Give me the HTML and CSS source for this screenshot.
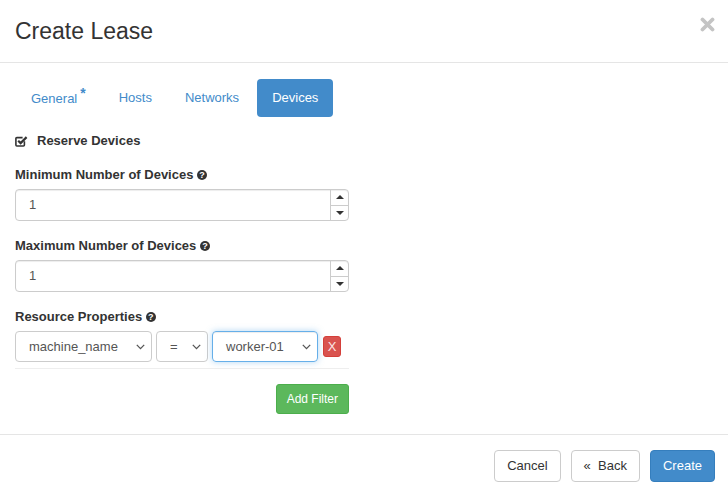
FILE: index.html
```html
<!DOCTYPE html>
<html lang="en">
<head>
<meta charset="utf-8">
<title>Create Lease</title>
<link rel="stylesheet" href="styles.css">
</head>
<body>
<div class="modal">
  <div class="modal-header">
    <h3 class="modal-title">Create Lease</h3>
    <button class="close" type="button" aria-label="Close">
      <svg width="15" height="15" viewBox="0 0 15 15"><path d="M2.5 2.5 L12.5 12.5 M12.5 2.5 L2.5 12.5" stroke="#c4c4c4" stroke-width="3.8" stroke-linecap="round" fill="none"/></svg>
    </button>
  </div>
  <div class="modal-body">
    <ul class="pills">
      <li class="pill"><a>General<span class="req">*</span></a></li>
      <li class="pill"><a>Hosts</a></li>
      <li class="pill"><a>Networks</a></li>
      <li class="pill active"><a>Devices</a></li>
    </ul>
    <div class="pane">
      <div class="checkbox">
        <svg class="check-icon" width="13" height="12" viewBox="0 0 13 12"><path d="M9.4 6.2 V10 a1 1 0 0 1 -1 1 H1.9 a1 1 0 0 1 -1 -1 V3.6 a1 1 0 0 1 1 -1 H7.6" stroke="#333" stroke-width="1.6" fill="none"/><path d="M3.2 5.8 L5.6 8.1 L11.6 2.1" stroke="#333" stroke-width="2.2" fill="none"/></svg>
        <span class="check-label">Reserve Devices</span>
      </div>
      <div class="form-group">
        <label class="control-label">Minimum Number of Devices <span class="help">?</span></label>
        <div class="spin-input">
          <span class="spin-value">1</span>
          <span class="spin-btns"><span class="spin-up"><i class="tri-up"></i></span><span class="spin-down"><i class="tri-down"></i></span></span>
        </div>
      </div>
      <div class="form-group">
        <label class="control-label">Maximum Number of Devices <span class="help">?</span></label>
        <div class="spin-input">
          <span class="spin-value">1</span>
          <span class="spin-btns"><span class="spin-up"><i class="tri-up"></i></span><span class="spin-down"><i class="tri-down"></i></span></span>
        </div>
      </div>
      <div class="form-group last">
        <label class="control-label">Resource Properties <span class="help">?</span></label>
        <div class="filter-row">
          <div class="select sel-name"><span>machine_name</span><svg width="9" height="6" viewBox="0 0 9 6"><path d="M0.8 0.9 L4.5 4.6 L8.2 0.9" stroke="#555" stroke-width="1.3" fill="none"/></svg></div>
          <div class="select sel-op"><span>=</span><svg width="9" height="6" viewBox="0 0 9 6"><path d="M0.8 0.9 L4.5 4.6 L8.2 0.9" stroke="#555" stroke-width="1.3" fill="none"/></svg></div>
          <div class="select sel-val focus"><span>worker-01</span><svg width="9" height="6" viewBox="0 0 9 6"><path d="M0.8 0.9 L4.5 4.6 L8.2 0.9" stroke="#555" stroke-width="1.3" fill="none"/></svg></div>
          <button class="btn-remove" type="button">X</button>
        </div>
      </div>
      <hr class="divider">
      <div class="add-row">
        <button class="btn btn-sm btn-success" type="button">Add Filter</button>
      </div>
    </div>
  </div>
  <div class="modal-footer">
    <button class="btn btn-default" type="button">Cancel</button>
    <button class="btn btn-default" type="button">&laquo;&nbsp; Back</button>
    <button class="btn btn-primary" type="button">Create</button>
  </div>
</div>
</body>
</html>
```
FILE: styles.css
```css
html, body {
  margin: 0;
  padding: 0;
  height: 100%;
}
body {
  font-family: "Liberation Sans", Arial, Helvetica, sans-serif;
  font-size: 13px;
  line-height: 18px;
  color: #333;
  background: #fff;
}
.modal {
  display: flex;
  flex-direction: column;
  height: 497px;
  box-sizing: border-box;
}
.modal-header {
  height: 62px;
  border-bottom: 1px solid #e5e5e5;
  display: flex;
  align-items: center;
  justify-content: space-between;
  padding: 0 13px 0 15px;
  flex: none;
}
.modal-title {
  margin: 0;
  font-size: 23px;
  font-weight: normal;
  line-height: 25px;
  color: #333;
}
.close {
  align-self: flex-start;
  margin-top: 17px;
  padding: 0;
  border: 0;
  background: none;
  width: 15px;
  height: 15px;
  display: block;
}
.close svg { display: block; }
.modal-body {
  flex: 1;
  padding: 16px 15px 0 15px;
}
.pills {
  list-style: none;
  margin: 0 0 0 1px;
  padding: 0;
  display: flex;
}
.pill { margin-right: 3px; }
.pill a {
  display: block;
  padding: 10px 15px;
  line-height: 18px;
  border-radius: 4px;
  color: #428bca;
}
.pill.active a {
  background: #428bca;
  color: #fff;
}
.req {
  color: #428bca;
  font-size: 14px;
  font-weight: bold;
  position: relative;
  top: -5px;
  margin-left: 3px;
}
.pane {
  width: 334px;
  margin-top: 14px;
}
.checkbox {
  display: flex;
  align-items: center;
  height: 18px;
}
.check-icon {
  display: block;
  margin-right: 9px;
  margin-top: -1px;
}
.check-label { font-weight: bold; }
.form-group { margin-top: 16px; }
.form-group + .form-group { margin-top: 16px; }
.form-group.last { margin-top: 16px; }
.control-label {
  display: flex;
  align-items: center;
  font-weight: bold;
  line-height: 18px;
  margin-bottom: 5px;
  white-space: pre;
}
.help {
  display: inline-flex;
  align-items: center;
  justify-content: center;
  width: 10px;
  height: 10px;
  border-radius: 50%;
  background: #333;
  color: #fff;
  font-size: 9px;
  line-height: 10px;
  font-weight: bold;
}
.spin-input {
  display: flex;
  height: 32px;
  box-sizing: border-box;
  border: 1px solid #ccc;
  border-radius: 4px;
  box-shadow: inset 0 1px 1px rgba(0,0,0,.075);
  overflow: hidden;
}
.spin-value {
  flex: 1;
  padding-left: 13px;
  line-height: 30px;
  color: #555;
}
.spin-btns {
  width: 17px;
  display: flex;
  flex-direction: column;
  border-left: 1px solid #ccc;
}
.spin-up, .spin-down {
  flex: 1;
  display: flex;
  align-items: center;
  justify-content: center;
}
.spin-down { border-top: 1px solid #ccc; }
.tri-up {
  width: 0; height: 0;
  border-left: 4px solid transparent;
  border-right: 4px solid transparent;
  border-bottom: 4px solid #333;
}
.tri-down {
  width: 0; height: 0;
  border-left: 4px solid transparent;
  border-right: 4px solid transparent;
  border-top: 4px solid #333;
}
.filter-row {
  display: flex;
  align-items: center;
}
.select {
  display: flex;
  align-items: center;
  justify-content: space-between;
  height: 31px;
  box-sizing: border-box;
  border: 1px solid #ccc;
  border-radius: 4px;
  padding: 0 6px 0 13px;
  color: #555;
  margin-right: 4px;
}
.select svg { display: block; margin-top: 1px; }
.sel-name { width: 137px; }
.sel-op { width: 52px; }
.sel-val { width: 106px; margin-right: 5px; }
.select.focus {
  border-color: #66afe9;
  box-shadow: inset 0 1px 1px rgba(0,0,0,.075), 0 0 6px rgba(102,175,233,.5);
}
.btn-remove {
  width: 18px;
  height: 21px;
  padding: 0;
  border: 1px solid #d43f3a;
  border-radius: 3px;
  background: #d9534f;
  color: #fbe5e4;
  font-family: inherit;
  font-size: 13px;
  line-height: 19px;
}
.divider {
  border: 0;
  border-top: 1px solid #eee;
  margin: 6px 0 0 0;
}
.add-row {
  display: flex;
  justify-content: flex-end;
  margin-top: 15px;
}
.btn {
  font-family: inherit;
  font-size: 13px;
  line-height: 18px;
  padding: 6px 12px;
  border: 1px solid transparent;
  border-radius: 4px;
  box-sizing: border-box;
}
.btn-sm {
  font-size: 12px;
  line-height: 18px;
  padding: 5px 10px;
  border-radius: 3px;
}
.btn-success {
  background: #5cb85c;
  border-color: #4cae4c;
  color: #fff;
}
.btn-default {
  background: #fff;
  border-color: #ccc;
  color: #333;
}
.btn-primary {
  background: #428bca;
  border-color: #357ebd;
  color: #fff;
}
.modal-footer {
  flex: none;
  border-top: 1px solid #e5e5e5;
  padding: 15px 13px 15px 15px;
  display: flex;
  justify-content: flex-end;
  gap: 10px;
}
```
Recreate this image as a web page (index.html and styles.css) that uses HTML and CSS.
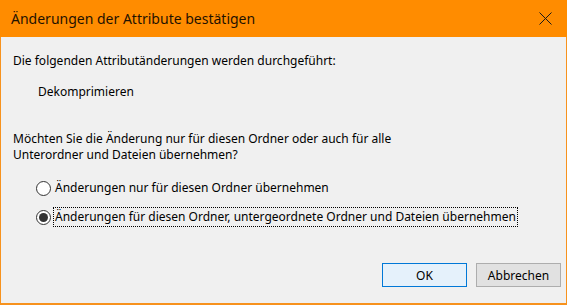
FILE: index.html
```html
<!DOCTYPE html>
<html lang="de">
<head>
<meta charset="utf-8">
<title>Änderungen der Attribute bestätigen</title>
<link rel="stylesheet" href="styles.css">
</head>
<body>
<div class="window">
  <div class="titlebar">
    <span class="title">Änderungen der Attribute bestätigen</span>
    <span class="close">
      <svg width="13" height="13" viewBox="0 0 13 13"><path d="M0.5 0.5 L12.5 12.5 M12.5 0.5 L0.5 12.5" stroke="#1a1a1a" stroke-width="1" fill="none"/></svg>
    </span>
  </div>
  <div class="content">
    <p class="line first">Die folgenden Attributänderungen werden durchgeführt:</p>
    <p class="line indent">Dekomprimieren</p>
    <p class="line question">Möchten Sie die Änderung nur für diesen Ordner oder auch für alle<br>Unterordner und Dateien übernehmen?</p>
    <div class="options">
      <label class="option"><span class="radio"></span><span class="label">Änderungen nur für diesen Ordner übernehmen</span></label>
      <label class="option"><span class="radio checked"></span><span class="label focus">Änderungen für diesen Ordner, untergeordnete Ordner und Dateien übernehmen</span></label>
    </div>
    <div class="buttons">
      <button class="btn default">OK</button>
      <button class="btn">Abbrechen</button>
    </div>
  </div>
</div>
</body>
</html>
```
FILE: styles.css
```css
* { box-sizing: border-box; }
html, body { margin: 0; padding: 0; }
body {
  width: 567px;
  height: 305px;
  background: #f0f0f0;
  font-family: "Noto Sans", "Open Sans", sans-serif;
  font-size: 12px;
  color: #000;
  overflow: hidden;
}
.window {
  width: 567px;
  height: 305px;
  border: 1px solid #f7921d;
  border-top: 0;
  border-bottom-width: 2px;
  background: #f0f0f0;
  display: flex;
  flex-direction: column;
}
.titlebar {
  height: 37px;
  margin: 0 -1px;
  background: #ff8c00;
  display: flex;
  align-items: center;
  padding-left: 11px;
  flex: none;
}
.title {
  font-size: 14px;
  color: #1f1200;
  flex: 1;
  padding-bottom: 1px;
}
.close {
  width: 46px;
  height: 37px;
  display: flex;
  align-items: center;
  justify-content: center;
}
.close svg { display: block; margin-left: 2px; }
.content {
  flex: 1;
  display: flex;
  flex-direction: column;
  padding: 15px 5px 16px 12px;
}
.line {
  margin: 0;
  line-height: 17px;
}
.indent { margin-top: 14px; padding-left: 25px; }
.question { margin-top: 31px; line-height: 16px; }
.options {
  margin-top: 16px;
  padding-left: 23px;
  display: flex;
  flex-direction: column;
  gap: 11px;
}
.option {
  display: flex;
  align-items: center;
  line-height: 18px;
}
.radio {
  width: 15px;
  height: 15px;
  border: 1px solid #333;
  border-radius: 50%;
  background: #fff;
  margin-right: 3px;
  display: flex;
  align-items: center;
  justify-content: center;
  flex: none;
}
.radio.checked::after {
  content: "";
  width: 9px;
  height: 9px;
  border-radius: 50%;
  background: #333;
}
.label { padding: 0 1px; }
.focus { outline: 1px dotted #000; outline-offset: 0; }
.buttons {
  margin-top: auto;
  display: flex;
  justify-content: flex-end;
  gap: 9px;
}
.btn {
  width: 85px;
  height: 24px;
  font-family: inherit;
  font-size: 12px;
  border: 1px solid #adadad;
  background: #e1e1e1;
  color: #000;
  padding: 0;
}
.btn.default {
  border-color: #0078d7;
  background: #e5f1fb;
}
```
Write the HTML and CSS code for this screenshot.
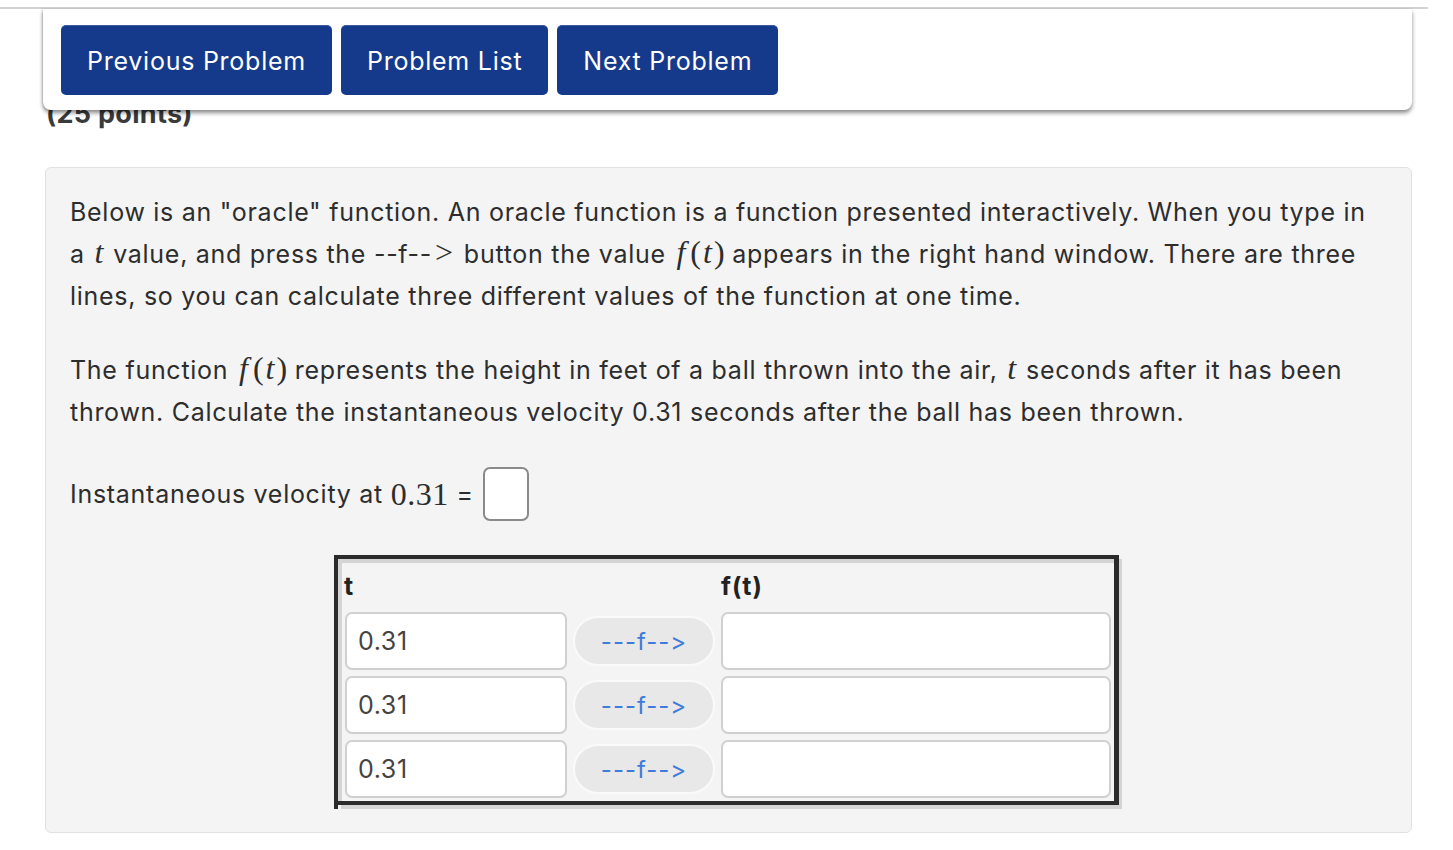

★ ★ ★ ★

Gather each line of the listing that holds the string "screenshot".

Give me the HTML and CSS source for this screenshot.
Write the HTML and CSS code for this screenshot.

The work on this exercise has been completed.